Background: Recent evidence suggests that depletion of skeletal muscle mass (sarcopenia) and an increased amount of intra-abdominal fat (central obesity) influence cancer statistics. This study investigated the impact of sarcopenia and central obesity on survival in patients undergoing liver resection for colorectal liver metastases (CLM).
Methods: Diagnostic imaging from patients who had hepatic resection for CLM in one centre between 2001 and 2009, and who had assessable perioperative computed tomograms, was analysed retrospectively. Total cross-sectional areas of skeletal muscle and intra-abdominal fat, and their influence on outcome, were analysed.

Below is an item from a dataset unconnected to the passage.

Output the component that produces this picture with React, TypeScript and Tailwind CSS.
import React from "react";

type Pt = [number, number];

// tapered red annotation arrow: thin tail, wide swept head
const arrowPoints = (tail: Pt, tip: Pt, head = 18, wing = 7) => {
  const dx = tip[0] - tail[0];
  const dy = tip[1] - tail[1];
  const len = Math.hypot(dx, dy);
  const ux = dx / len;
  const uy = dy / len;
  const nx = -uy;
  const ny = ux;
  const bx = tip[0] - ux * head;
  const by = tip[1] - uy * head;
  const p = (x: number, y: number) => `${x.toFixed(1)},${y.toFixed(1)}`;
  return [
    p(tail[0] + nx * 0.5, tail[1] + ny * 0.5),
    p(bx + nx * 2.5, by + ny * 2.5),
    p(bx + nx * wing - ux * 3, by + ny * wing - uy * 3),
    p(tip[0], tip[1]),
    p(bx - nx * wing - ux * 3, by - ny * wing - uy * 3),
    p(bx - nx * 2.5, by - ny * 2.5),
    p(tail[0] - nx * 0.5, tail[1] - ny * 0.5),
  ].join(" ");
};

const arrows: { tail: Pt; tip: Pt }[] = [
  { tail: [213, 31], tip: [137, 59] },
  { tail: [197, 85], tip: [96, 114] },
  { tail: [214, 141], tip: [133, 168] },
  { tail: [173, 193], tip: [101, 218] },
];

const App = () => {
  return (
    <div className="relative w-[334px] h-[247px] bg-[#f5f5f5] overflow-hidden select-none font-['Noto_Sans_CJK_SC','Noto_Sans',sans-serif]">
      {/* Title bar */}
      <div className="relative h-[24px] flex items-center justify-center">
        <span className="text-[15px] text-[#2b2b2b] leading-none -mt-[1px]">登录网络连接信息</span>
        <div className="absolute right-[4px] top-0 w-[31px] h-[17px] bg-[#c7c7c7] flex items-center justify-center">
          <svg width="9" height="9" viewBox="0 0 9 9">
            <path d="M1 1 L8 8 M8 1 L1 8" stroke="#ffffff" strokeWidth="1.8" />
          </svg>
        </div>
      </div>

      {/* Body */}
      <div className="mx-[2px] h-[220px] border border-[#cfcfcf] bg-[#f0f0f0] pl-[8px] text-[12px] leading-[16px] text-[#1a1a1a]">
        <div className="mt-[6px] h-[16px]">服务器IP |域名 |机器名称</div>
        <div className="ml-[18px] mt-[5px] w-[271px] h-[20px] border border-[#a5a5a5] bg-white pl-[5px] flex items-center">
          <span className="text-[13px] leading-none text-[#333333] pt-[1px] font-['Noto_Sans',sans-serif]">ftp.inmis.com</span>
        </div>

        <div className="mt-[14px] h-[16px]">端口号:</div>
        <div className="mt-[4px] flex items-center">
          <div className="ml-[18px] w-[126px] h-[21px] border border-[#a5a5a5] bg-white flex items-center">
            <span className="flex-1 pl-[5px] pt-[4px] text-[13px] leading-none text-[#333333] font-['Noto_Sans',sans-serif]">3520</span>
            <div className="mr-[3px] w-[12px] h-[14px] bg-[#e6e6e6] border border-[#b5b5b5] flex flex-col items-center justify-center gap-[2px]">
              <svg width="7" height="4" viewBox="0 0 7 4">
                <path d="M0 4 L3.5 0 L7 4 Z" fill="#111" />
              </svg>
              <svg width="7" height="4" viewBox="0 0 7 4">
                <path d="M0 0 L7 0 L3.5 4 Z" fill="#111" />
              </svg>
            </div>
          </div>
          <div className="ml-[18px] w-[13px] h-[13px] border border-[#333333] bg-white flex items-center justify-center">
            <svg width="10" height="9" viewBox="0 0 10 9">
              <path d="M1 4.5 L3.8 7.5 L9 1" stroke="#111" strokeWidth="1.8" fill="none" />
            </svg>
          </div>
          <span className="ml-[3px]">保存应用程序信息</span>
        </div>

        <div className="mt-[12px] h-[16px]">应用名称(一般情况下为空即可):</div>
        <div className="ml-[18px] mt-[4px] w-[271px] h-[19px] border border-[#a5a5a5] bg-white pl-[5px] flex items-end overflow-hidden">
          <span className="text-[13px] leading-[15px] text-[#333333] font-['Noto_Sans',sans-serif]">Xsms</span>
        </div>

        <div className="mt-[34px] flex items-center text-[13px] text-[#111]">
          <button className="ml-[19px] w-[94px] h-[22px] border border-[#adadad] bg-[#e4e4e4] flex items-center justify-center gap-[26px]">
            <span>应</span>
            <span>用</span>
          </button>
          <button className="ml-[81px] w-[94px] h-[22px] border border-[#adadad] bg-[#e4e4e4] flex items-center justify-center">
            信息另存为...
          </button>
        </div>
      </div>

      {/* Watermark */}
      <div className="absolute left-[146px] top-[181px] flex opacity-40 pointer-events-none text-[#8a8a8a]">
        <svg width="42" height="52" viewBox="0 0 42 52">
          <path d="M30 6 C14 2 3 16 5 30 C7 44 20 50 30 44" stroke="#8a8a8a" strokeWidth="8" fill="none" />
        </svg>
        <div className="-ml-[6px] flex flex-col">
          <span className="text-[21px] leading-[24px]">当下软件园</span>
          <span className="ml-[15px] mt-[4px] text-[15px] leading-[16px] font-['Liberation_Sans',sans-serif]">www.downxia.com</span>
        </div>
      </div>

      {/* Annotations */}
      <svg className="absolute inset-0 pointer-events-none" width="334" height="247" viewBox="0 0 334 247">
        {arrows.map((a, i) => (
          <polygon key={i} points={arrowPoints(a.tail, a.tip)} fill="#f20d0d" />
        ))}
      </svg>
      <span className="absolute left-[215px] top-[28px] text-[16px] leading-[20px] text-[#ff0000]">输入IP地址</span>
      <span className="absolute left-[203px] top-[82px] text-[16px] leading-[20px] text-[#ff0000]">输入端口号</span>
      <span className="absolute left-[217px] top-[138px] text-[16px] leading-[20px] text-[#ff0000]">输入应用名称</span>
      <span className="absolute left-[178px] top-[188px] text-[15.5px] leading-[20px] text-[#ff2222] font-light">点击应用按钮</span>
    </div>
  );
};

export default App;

Results: Of the 196 patients included in the study, 38 (19·4 per cent) were classified as having sarcopenia. Five-year disease-free (15 per cent versus 28·5 per cent in patients without sarcopenia; P = 0·002) and overall (20 per cent versus 49·9 per cent respectively; P < 0·001) survival rates were lower for patients with sarcopenia at a median follow-up of 29 (range 1-97) months. Sarcopenia was an independent predictor of worse recurrence-free (hazard ratio (HR) 1·88, 95 per cent confidence interval 1·25 to 2·82; P = 0·002) and overall (HR 2·53, 1·60 to 4·01; P < 0·001) survival. Central obesity was associated with an increased risk of recurrence in men (P = 0·032), but not in women (P = 0·712).
Conclusion: Sarcopenia has a negative impact on cancer outcomes following resection of CLM.